I'm so tired of this! FML. No...no...shortening the phrase to letters only deflates the passion and conviction behind it's meaning. Spell it out. Say it loud and proud:
FUCK MY LIFE!
The sound of a happy melody and a vibration against my leg breaks my panicked state.
"Hi, I think I have your dog." A lady's voice says.
"OK (lets out deep sigh, pulse rate drops down from nearly 200 to 88) I've been driving around looking for him. Where are you?"
"I'm at the CVS Pharmacy. He just jumped right into my car. He's VERY friendly."
"OK, thank you, I'll be there soon."
I change course and drive the half block to the pharmacy since Andy apparently desperately needed a pack of gum and some Advil. Perfect solution for being a dumbass and running away from your nice, warm apartment when it's 30 degrees outside — just jump in some stranger's car. Any stranger will do. Great.

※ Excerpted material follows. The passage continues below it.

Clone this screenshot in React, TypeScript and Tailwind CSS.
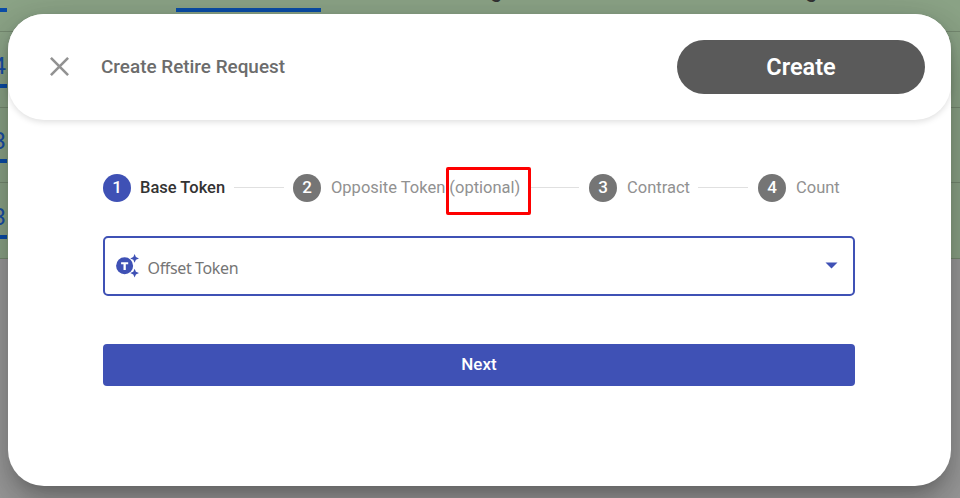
import React from "react";

const rows = [
  { value: "", height: "h-[32px]" },
  { value: "4", height: "h-[76px]" },
  { value: "3", height: "h-[75px]" },
  { value: "3", height: "h-[76px]" },
];

function BackgroundTable() {
  return (
    <div className="flex flex-col">
      {rows.map((row, i) => (
        <div
          key={i}
          className={`relative flex items-end overflow-hidden border-b border-[#768a71] bg-[#8ca487] ${row.height}`}
        >
          {row.value && (
            <span className="absolute right-[954px] bottom-[27px] text-[24px] leading-[28px] text-[#1a4fa8]">
              {row.value}
            </span>
          )}
          <div className="mb-[19px] flex gap-[169px]">
            <div className="h-1 w-[7px] bg-[#0b4da8]" />
            {i === 0 && <div className="h-1 w-[145px] bg-[#0b4da8]" />}
          </div>
          {i === 0 && (
            <>
              <span className="absolute top-[-23px] left-[490px] text-[23px] leading-[26px] text-[#333]">g</span>
              <span className="absolute top-[-23px] left-[805px] text-[23px] leading-[26px] text-[#333]">g</span>
            </>
          )}
        </div>
      ))}
    </div>
  );
}

function StepNumber({ n, active }: { n: number; active?: boolean }) {
  return (
    <span
      className={`flex size-7 shrink-0 items-center justify-center rounded-full text-[17px] font-medium leading-none text-white ${
        active ? "bg-[#3f51b5]" : "bg-[#757575]"
      }`}
    >
      {n}
    </span>
  );
}

function Stepper() {
  return (
    <div className="flex h-7 items-center text-[16.5px] leading-6 whitespace-nowrap text-[#919191]">
      <div className="flex w-[131px] items-center gap-[9px]">
        <StepNumber n={1} active />
        <span className="font-medium text-[#333]">Base Token</span>
      </div>
      <div className="h-px w-[50px] bg-[#e0e0e0]" />
      <div className="ml-[9px] flex w-[238px] items-center gap-[10px]">
        <StepNumber n={2} />
        <span className="relative">
          Opposite Token (optional)
          <span className="absolute top-[-9px] left-[115px] h-[48px] w-[85px] rounded-[2px] border-[3px] border-[#fe0000]" />
        </span>
      </div>
      <div className="h-px w-[48px] bg-[#e0e0e0]" />
      <div className="ml-[10px] flex w-[109px] items-center gap-[10px]">
        <StepNumber n={3} />
        <span>Contract</span>
      </div>
      <div className="h-px w-[50px] bg-[#e0e0e0]" />
      <div className="ml-[10px] flex items-center gap-[10px]">
        <StepNumber n={4} />
        <span>Count</span>
      </div>
    </div>
  );
}

function TokenIcon() {
  return (
    <svg className="mt-px" width="24" height="24" viewBox="0 0 24 24" fill="#3f51b5">
      <circle cx="8.6" cy="11.8" r="8.5" />
      <path d="M5.1 8.2h7.1v2.1H9.8v5.8H7.5v-5.8H5.1z" fill="#fff" />
      <path d="M18.6 0l1.3 3.1L23 4.4l-3.1 1.3-1.3 3.1-1.3-3.1-3.1-1.3 3.1-1.3zM18.6 14.7l1.3 3.1 3.1 1.3-3.1 1.3-1.3 3.1-1.3-3.1-3.1-1.3 3.1-1.3z" />
    </svg>
  );
}

export default function App() {
  return (
    <div className="relative h-[498px] w-[960px] overflow-hidden bg-[#9b9b9b] font-['Roboto','Liberation_Sans',sans-serif]">
      <BackgroundTable />
      <section className="absolute top-[13.5px] left-[7.5px] h-[472px] w-[943.5px] rounded-[36px] bg-white shadow-[0_11px_15px_-7px_rgba(0,0,0,0.2),0_24px_38px_3px_rgba(0,0,0,0.14),0_9px_46px_8px_rgba(0,0,0,0.12)]">
        <header className="flex h-[106px] items-center rounded-[36px] bg-white pr-[26px] pl-[42.5px] shadow-[0_2px_6px_rgba(0,0,0,0.13)]">
          <svg width="19" height="19" viewBox="0 0 19 19" stroke="#929292" strokeWidth="2.6">
            <path d="M.9.9l17.2 17.2M18.1.9L.9 18.1" />
          </svg>
          <h1 className="ml-[32px] pt-[2px] text-[18.9px] font-medium text-[#6c6c6c]">Create Retire Request</h1>
          <button className="ml-auto h-[54px] w-[248px] rounded-full bg-[#5a5a5a] pt-[3px] text-[23.5px] font-semibold text-white">
            Create
          </button>
        </header>
        <main className="pt-[54px] pr-[95px] pl-[95.5px]">
          <Stepper />
          <div className="mt-[34px] flex h-[60px] w-[752px] items-center rounded-[5px] border-2 border-[#3f51b5] pr-[15px] pl-[11px]">
            <TokenIcon />
            <span className="mt-[4px] ml-[7.5px] font-['Noto_Sans',sans-serif] text-[16px] tracking-[-0.36px] text-[#757575]">
              Offset Token
            </span>
            <svg className="ml-auto" width="13" height="7" viewBox="0 0 13 7" fill="#3f51b5">
              <path d="M.5.5h12l-6 6z" />
            </svg>
          </div>
          <button className="mt-[48px] h-[42.5px] w-[752px] rounded-[4px] bg-[#3f51b5] text-[17px] font-medium text-white">
            Next
          </button>
        </main>
      </section>
    </div>
  );
}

He flees around his rescuer's car and flies gleefully into my open door and safely into the backseat. The usual "thank you so much-s" are expressed and the "hahas" of Jack Russell Terrier jokes are exchanged before we head back to the apparent doggie prison we call home. A disheveled, feisty, slightly insane 26-year-old woman and her Jack Russell Terror — the embodiment of a love/hate relationship.
Sorry I was such a douche, Mom:
It's cool Boo Boo, Mama loves you...you little asswipe.